David Fenton asked Chris Waigl and me: “Is there a mixed usage of “en route”, “in route” and “on route” that is common, or am I hearing a connection between three independent phrases that doesn’t really exist?” It turns out that the “on” and “in” variants of the French “en” are very frequent indeed; raw Google web hits for “— route to” on 22 September 2005:
en route to: 5,930,000
on route to: 265,000
in route to: 192,000
A quick glance at a sampling of the “on” and “in” examples should convince anyone that these expressions are synonymous. The version with “in” translates the French literally. The version with “on” is an especially good translation of French “en”, since it occurs
with the English noun “route” in expressions like “on the/our route to Vancouver” (where French “en” is just unacceptable, in writing or speech).
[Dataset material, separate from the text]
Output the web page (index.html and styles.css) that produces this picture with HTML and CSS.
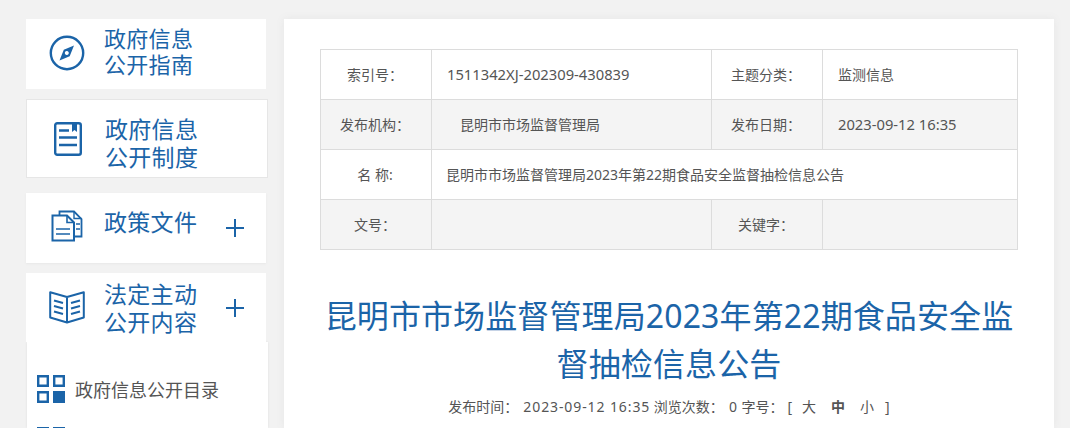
FILE: index.html
```html
<!DOCTYPE html>
<html lang="zh-CN">
<head>
<meta charset="utf-8">
<title>昆明市市场监督管理局2023年第22期食品安全监督抽检信息公告</title>
<link rel="stylesheet" href="styles.css">
</head>
<body>
<div class="page">
  <aside class="side">
    <a class="nav nav-guide">
      <svg class="ic" width="36" height="36" viewBox="0 0 36 36"><circle cx="18" cy="18" r="16.2" fill="none" stroke="#1b64a8" stroke-width="2.4"/><path fill-rule="evenodd" d="M10.500 25.500 14.800 14.800 25 10.500 20.700 21.200ZM17.800 16a2 2 0 1 0 .01 0Z" fill="#1b64a8"/></svg>
      <span class="nav-text">政府信息<br>公开指南</span>
    </a>
    <a class="nav nav-system">
      <svg class="ic" width="28" height="34" viewBox="0 0 28 34"><rect x="1.200" y="1.200" width="25.600" height="31.600" rx="2" fill="none" stroke="#1b64a8" stroke-width="2.400"/><path d="M18 1h5v9l-2.500-2-2.500 2z" fill="#1b64a8"/><path d="M5 8.500h10M5 15.500h18M5 23h18" stroke="#1b64a8" stroke-width="2.400" fill="none"/></svg>
      <span class="nav-text">政府信息<br>公开制度</span>
    </a>
    <a class="nav nav-policy">
      <svg class="ic" width="32" height="32" viewBox="0 0 32 32"><path d="M1.500 5.500H16L23 12.500V30.500H1.500Z" fill="none" stroke="#1b64a8" stroke-width="2"/><path d="M16 5.500V12.500H23" fill="none" stroke="#1b64a8" stroke-width="1.600"/><path d="M8.500 5V1.500H23L30.500 9V26.500H23" fill="none" stroke="#1b64a8" stroke-width="1.800"/><path d="M23 1.500V8.500H30.500" fill="none" stroke="#1b64a8" stroke-width="1.400"/><path d="M5 19h14M5 24h14M25 14h4M25 19h4" stroke="#1b64a8" stroke-width="1.700"/></svg>
      <span class="nav-text">政策文件</span>
      <span class="plus"></span>
    </a>
    <a class="nav nav-law">
      <svg class="ic" width="36" height="33" viewBox="0 0 36 33"><path d="M18 6 1.200 1.300V26.500L18 31.500 34.800 26.500V1.300zM18 6v25" fill="none" stroke="#1b64a8" stroke-width="2" stroke-linejoin="round"/><path d="M5 9.500l9 2.500M5 15l9 2.500M5 20.500l9 2.500M31 9.500l-9 2.500M31 15l-9 2.500M31 20.500l-9 2.500" stroke="#1b64a8" stroke-width="2"/></svg>
      <span class="nav-text">法定主动<br>公开内容</span>
      <span class="plus"></span>
    </a>
    <div class="sub">
      <div class="sub-item">
        <svg width="28" height="28" viewBox="0 0 28 28"><path d="M1.200 1.200h9.600v9.600H1.200zM17.200 1.200h9.600v9.600h-9.600zM1.200 17.200h9.600v9.600H1.200z" fill="none" stroke="#1b64a8" stroke-width="2.400"/><path d="M16 16h12v12H16z" fill="#1b64a8"/></svg>
        <span>政府信息公开目录</span>
      </div>
      <div class="sub-item">
        <svg width="28" height="28" viewBox="0 0 28 28"><path d="M1.200 1.200h9.600v9.600H1.200zM17.200 1.200h9.600v9.600h-9.600z" fill="none" stroke="#1b64a8" stroke-width="2.400"/></svg>
      </div>
    </div>
  </aside>
  <main class="card">
    <table class="meta">
      <colgroup><col class="c1"><col class="c2"><col class="c3"><col class="c4"></colgroup>
      <tr><th>索引号&#xFF1A;</th><td class="num">1511342XJ-202309-430839</td><th>主题分类&#xFF1A;</th><td>监测信息</td></tr>
      <tr class="alt"><th>发布机构&#xFF1A;</th><td class="indent">昆明市市场监督管理局</td><th>发布日期&#xFF1A;</th><td class="num">2023-09-12 16:35</td></tr>
      <tr><th>名 称:</th><td class="cn" colspan="3">昆明市市场监督管理局2023年第22期食品安全监督抽检信息公告</td></tr>
      <tr class="alt"><th>文号&#xFF1A;</th><td></td><th>关键字&#xFF1A;</th><td></td></tr>
    </table>
    <h1 class="title">昆明市市场监督管理局2023年第22期食品安全监督抽检信息公告</h1>
    <p class="info">发布时间&#xFF1A;<span class="digits">2023-09-12 16:35</span> 浏览次数&#xFF1A;<span class="digits">0</span> 字号&#xFF1A;<span class="br">[</span><span class="sz">大</span><b class="sz">中</b><span class="sz">小</span><span class="br-end">]</span></p>
  </main>
</div>
</body>
</html>
```

FILE: styles.css
```css
* { box-sizing: border-box; }
html, body { margin: 0; height: 428px; overflow: hidden; }
body { background: #f2f2f2; font-family: "Noto Sans", "Noto Sans CJK SC", sans-serif; color: #555; }
.page { display: flex; align-items: flex-start; padding: 19px 0 0 26px; gap: 18px; height: 428px; overflow: hidden; }
.side { width: 240px; flex: none; display: flex; flex-direction: column; }
.nav { display: flex; align-items: center; background: #fff; color: #1b64a8; font-size: 23px; line-height: 28px; letter-spacing: .3px; position: relative; white-space: nowrap; }
.nav-text { display: block; }
.ic { flex: none; }
.nav-guide { height: 70px; padding: 0 0 2px 23px; margin-bottom: 10px; font-size: 22px; line-height: 26px; }
.nav-guide .nav-text { margin: -4px 0 0 19px; }
.nav-system { height: 79px; width: 242px; border: 1px solid #e6e6e6; padding: 0 0 0 27px; margin-bottom: 15px; }
.nav-system .nav-text { margin: 8px 0 0 23px; }
.nav-policy { height: 70px; padding: 0 0 12px 25px; margin-bottom: 10px; box-shadow: 0 1px 2px #e8e8e8; }
.nav-policy .ic { margin-top: 7px; }
.nav-policy .nav-text { margin-left: 21px; }
.nav-law { height: 69px; padding: 0 0 0 23px; }
.nav-law .nav-text { margin-left: 19px; }
.plus { position: absolute; left: 200px; top: 50%; width: 18px; height: 18px; margin-top: -9px;
  background: linear-gradient(#1b64a8,#1b64a8) center/18px 2px no-repeat, linear-gradient(#1b64a8,#1b64a8) center/2px 18px no-repeat; }
.nav-policy .plus { top: 26px; margin-top: 0; }
.sub { width: 241px; margin-left: 1px; height: 86px; background: #fff; box-shadow: 0 0 2px #ddd; padding-top: 33px; overflow: hidden; }
.sub-item { display: flex; align-items: center; gap: 10px; padding-left: 10px; height: 28px; margin-bottom: 24px; font-size: 18px; color: #555; white-space: nowrap; }
.sub-item svg { flex: none; }
.card { width: 770px; height: 409px; background: #fff; padding: 30px 36px 0; box-shadow: 0 0 8px #e6e6e6; flex: none; }
.meta { width: 697px; border-collapse: collapse; table-layout: fixed; font-size: 14px; color: #555; }
.c1 { width: 111px; } .c2 { width: 280px; } .c3 { width: 111px; } .c4 { width: 195px; }
.meta th, .meta td { height: 50px; border: 1px solid #dcdcdc; padding: 0 0 2px; font-weight: normal; }
.meta th { text-align: center; padding-right: 2px; }
.meta td { padding-left: 15px; }
.meta td.indent { padding-left: 28px; }
.meta td.cn { padding-left: 14px; }
.meta td.num { font-size: 14.75px; }
.alt th, .alt td { background: #f4f4f4; }
.title { margin: 42px 0 0; font-size: 32px; line-height: 48px; font-weight: normal; letter-spacing: .12px; color: #1b64a8; text-align: center; }
.info { margin: 9px 0 0; font-size: 14px; line-height: 20px; text-align: center; color: #555; white-space: nowrap; }
.digits { letter-spacing: .9px; margin-left: 5px; }
.sz { margin-right: 15px; }
.br { margin: 0 10px 0 4px; }
.br-end { margin-left: -4px; }
```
Note the nice juxtaposition of “on route” with “on its route” in the first cite above, from the MSN Encarta dictionary’s entry for the noun “stop”. In any case, both “on” and “in” represent attempts to Anglicize, and make sense of, the French expression, and both are phonologically very close to French “en”.
This reshaping seems to have gotten by under almost everybody’s radar (neither of the Anglicized variants is in the current OED, and even Garner doesn’t complain about them), though at least two of the standard sources mention it: Brians instructs us not to Anglicize “en” in “en route” as “in”, and MWDEU has an unusually stern entry labeling “on route” as an “embarrassing error” and cautioning: “Authors and proofreaders beware.” (Brians doesn’t mention the “on” variant, and MWDEU doesn’t mention the “in” variant.) Despite them, I think that these variants are fast edging into the mainstream.
[CW, 2005/09/27: Added “on mass(e)”, as suggested by Sandi in the comment section. The partially Anglicised form “on masse” might simply be a misspelling of the French preposition _en_, though.]